The White Rabbit went to see Squadron Leader Kenneth Dodkin, listed as an operational RAF pilot by the Germans, who seemed not to know that Dodkin could no longer fly. The White Rabbit spent hours at Dodkin's country home, absorbing his mannerisms and history. He had Dodkin's RAF serial number engraved on identity discs to be flourished if Tommy got arrested. He would then claim prisoner-of-war status as S/L Dodkin.
Tommy was the first English agent to be sent on an operation for the Free French without one of their officers to watch him. He could talk frankly to both the French and SOE without compromising himself, which was why his new code name was Asymptote—a line that approaches but never meets a curve. Vera's Operational Orders betrayed no emotion: “We require for you to report back where action may be expected…. ‘Lousey’ is the code word indicating the target is prepared…. You will tell us your further financial needs after you take into the field the sum of five hundred thousand francs.”
He sat one night with her in Leo Marks's untidy little Baker Street office to learn about “silks,” providing an agent with a way to encode messages from cribs imprinted on silk one-time pads. The White Rabbit proposed to use silks for long important messages, and an old-fashioned poem-code as backup. Leo fretted that SOE agents in Holland were under German control. The top brass rejected his circumstantial evidence. Tommy said he'd bang a few heads together—if he got back. Leo glanced at the White Rabbit's signet ring concealing the death pill, and spent the rest of the night composing the poem-code that his friend could use:
They cannot know
What makes you as you are
Nor can they hear
Those voices from afar
Which whisper to you
You are not alone…
They cannot reach
That inner core of you
The long before of you
The child inside
Deep deep inside
Which gives the man his pride…
What you are
They can never be
And what they are
Will soon be history.
A day later Leo was grilled by Nick Nicholls, now SOE's director of signals. There was a rule against sending into the field any SOE officer with knowledge of other country sections, agents’ codes, security checks, and other conventions. Nick ordered Leo to write down “the whole bloody lot” of what he'd told Tommy. Leo came back with a sheet of paper, blank except for Yeo-Thomas's name. Nick roared: “There's a limit to the torture anyone can take. God knows how many agents we lose if Tommy breaks.”

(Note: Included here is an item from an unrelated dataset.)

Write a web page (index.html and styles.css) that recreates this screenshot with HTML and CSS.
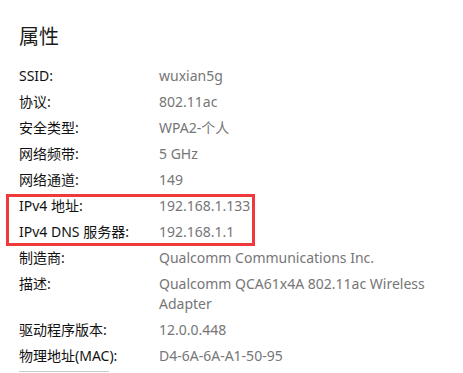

Leo was defiant. They were all in Tommy's debt for chewing out Churchill. Was it fair to stop him rescuing the Frenchman who had so many times saved him? Nick hesitated and then wrote a formal statement to SOE's executive: “Yeo-Thomas only knows stuff overtaken by events.”
Twenty-three days after the session with Churchill, Tommy was on his way with Vera to the Tempsford base. He chose to parachute blind rather than wait for a moonlit night, landing at ClermontFerrand, some 250 miles south of Paris. There he would reconnect with agents likely to know if Brossolette had been moved, and then Tommy would set about rescuing him.
In mid-March reports reached Vera that Brossolette had been transferred to Gestapo headquarters on avenue Foch in Paris. He had jumped through a window to his death rather than risk breaking under torture. On March 21, 1944, the White Rabbit was picked up by the Gestapo. Churchill asked to be kept informed.
Vera did not rule out the White Rabbit's safe return. She had heard of stranger things from airmen who escaped after being shot down. They pioneered new ways to freedom by learning from local inhabitants how to poke holes in the Western Wall, built to confine millions within Fortress Europe. Allied servicemen who escaped brought back personal observations and insights that were impossible to replicate from a distance, no matter how diligently Vera might analyze reports from the field. Escapees were eyewitnesses of a special sort. They showed her how to achieve a seemingly impossible combination. She needed personal initiative in her agents, streetwise rebels who instinctively defied authority, while she also had to insist upon obedience to lifesaving rules. Agents were freelancers, not drilled to respond to the day-to-day authority of watchful officers in the regular armed forces. Vera had no control once an agent left her sight. The best escapees were downed airmen, schooled in self-preservation. They were natural rebels, highly individualistic, but their profession required them to be constanty alert, completely detached in observing the unexpected, with technical skills that sharpened their ability to assess whatever they saw and experienced after being shot down.
But the White Rabbit was in a tight hole, and Vera worried about how he might escape.
31
An Unplanned and Gigantic Spyglass
Hair tucked inside a naval officer's cap, scarf muffling her face, wearing a duffel coat and black uniform trousers tucked into flying boots, Vera saw the early dawn split by fierce blue flames from the racing engines of Hellcats parked near the end of a narrow street whose tumbledown terraced houses were separated from the naval air station by a wire trellis. Four of the U.S. Lend-Lease Hellcats shut down their engines. Two more moved from the verge of this Liverpool slum to a makeshift runway, pointing toward cargo ships for the next Atlantic convoy. But the two Hellcats were not shepherds. They were heading out over occupied Europe, packed with the latest spy cameras.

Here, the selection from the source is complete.